DATA.
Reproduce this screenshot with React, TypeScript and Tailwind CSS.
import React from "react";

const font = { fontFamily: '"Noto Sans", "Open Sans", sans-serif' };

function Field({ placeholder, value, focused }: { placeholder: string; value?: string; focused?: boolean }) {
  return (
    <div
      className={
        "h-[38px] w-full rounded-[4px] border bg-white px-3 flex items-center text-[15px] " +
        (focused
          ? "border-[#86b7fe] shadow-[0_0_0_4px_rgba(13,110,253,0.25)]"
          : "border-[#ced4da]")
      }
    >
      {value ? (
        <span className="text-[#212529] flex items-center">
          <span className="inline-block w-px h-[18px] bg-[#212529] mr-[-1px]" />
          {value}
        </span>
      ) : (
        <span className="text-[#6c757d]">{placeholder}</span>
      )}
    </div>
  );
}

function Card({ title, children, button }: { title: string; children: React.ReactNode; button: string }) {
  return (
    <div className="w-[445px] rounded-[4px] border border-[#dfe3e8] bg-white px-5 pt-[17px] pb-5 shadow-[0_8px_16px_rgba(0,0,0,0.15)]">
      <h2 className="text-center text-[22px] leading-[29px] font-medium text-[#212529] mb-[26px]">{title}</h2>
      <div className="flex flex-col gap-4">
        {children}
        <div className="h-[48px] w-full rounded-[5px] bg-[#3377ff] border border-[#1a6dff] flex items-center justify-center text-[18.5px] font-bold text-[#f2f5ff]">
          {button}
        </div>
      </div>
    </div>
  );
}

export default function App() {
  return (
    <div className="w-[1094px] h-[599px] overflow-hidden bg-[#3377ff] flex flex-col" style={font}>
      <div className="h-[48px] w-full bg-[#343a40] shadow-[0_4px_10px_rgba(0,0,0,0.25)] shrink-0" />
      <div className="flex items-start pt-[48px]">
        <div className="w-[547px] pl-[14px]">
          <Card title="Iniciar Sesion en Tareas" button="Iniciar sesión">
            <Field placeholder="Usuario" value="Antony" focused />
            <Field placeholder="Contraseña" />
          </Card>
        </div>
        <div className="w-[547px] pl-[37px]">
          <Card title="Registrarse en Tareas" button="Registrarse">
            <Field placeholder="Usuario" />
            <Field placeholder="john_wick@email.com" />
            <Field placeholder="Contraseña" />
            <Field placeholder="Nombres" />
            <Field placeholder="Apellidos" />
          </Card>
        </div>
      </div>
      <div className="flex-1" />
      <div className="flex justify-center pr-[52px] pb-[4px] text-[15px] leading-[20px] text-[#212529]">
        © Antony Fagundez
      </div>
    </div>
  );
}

WHAT YOU HAVE TO DO.
Reproduce the material above exactly; please quote every line of it.

SOLUTION TO THIS EXERCISE.
Reproduce this screenshot with React, TypeScript and Tailwind CSS.
import React from "react";

const font = { fontFamily: '"Noto Sans", "Open Sans", sans-serif' };

function Field({ placeholder, value, focused }: { placeholder: string; value?: string; focused?: boolean }) {
  return (
    <div
      className={
        "h-[38px] w-full rounded-[4px] border bg-white px-3 flex items-center text-[15px] " +
        (focused
          ? "border-[#86b7fe] shadow-[0_0_0_4px_rgba(13,110,253,0.25)]"
          : "border-[#ced4da]")
      }
    >
      {value ? (
        <span className="text-[#212529] flex items-center">
          <span className="inline-block w-px h-[18px] bg-[#212529] mr-[-1px]" />
          {value}
        </span>
      ) : (
        <span className="text-[#6c757d]">{placeholder}</span>
      )}
    </div>
  );
}

function Card({ title, children, button }: { title: string; children: React.ReactNode; button: string }) {
  return (
    <div className="w-[445px] rounded-[4px] border border-[#dfe3e8] bg-white px-5 pt-[17px] pb-5 shadow-[0_8px_16px_rgba(0,0,0,0.15)]">
      <h2 className="text-center text-[22px] leading-[29px] font-medium text-[#212529] mb-[26px]">{title}</h2>
      <div className="flex flex-col gap-4">
        {children}
        <div className="h-[48px] w-full rounded-[5px] bg-[#3377ff] border border-[#1a6dff] flex items-center justify-center text-[18.5px] font-bold text-[#f2f5ff]">
          {button}
        </div>
      </div>
    </div>
  );
}

export default function App() {
  return (
    <div className="w-[1094px] h-[599px] overflow-hidden bg-[#3377ff] flex flex-col" style={font}>
      <div className="h-[48px] w-full bg-[#343a40] shadow-[0_4px_10px_rgba(0,0,0,0.25)] shrink-0" />
      <div className="flex items-start pt-[48px]">
        <div className="w-[547px] pl-[14px]">
          <Card title="Iniciar Sesion en Tareas" button="Iniciar sesión">
            <Field placeholder="Usuario" value="Antony" focused />
            <Field placeholder="Contraseña" />
          </Card>
        </div>
        <div className="w-[547px] pl-[37px]">
          <Card title="Registrarse en Tareas" button="Registrarse">
            <Field placeholder="Usuario" />
            <Field placeholder="john_wick@email.com" />
            <Field placeholder="Contraseña" />
            <Field placeholder="Nombres" />
            <Field placeholder="Apellidos" />
          </Card>
        </div>
      </div>
      <div className="flex-1" />
      <div className="flex justify-center pr-[52px] pb-[4px] text-[15px] leading-[20px] text-[#212529]">
        © Antony Fagundez
      </div>
    </div>
  );
}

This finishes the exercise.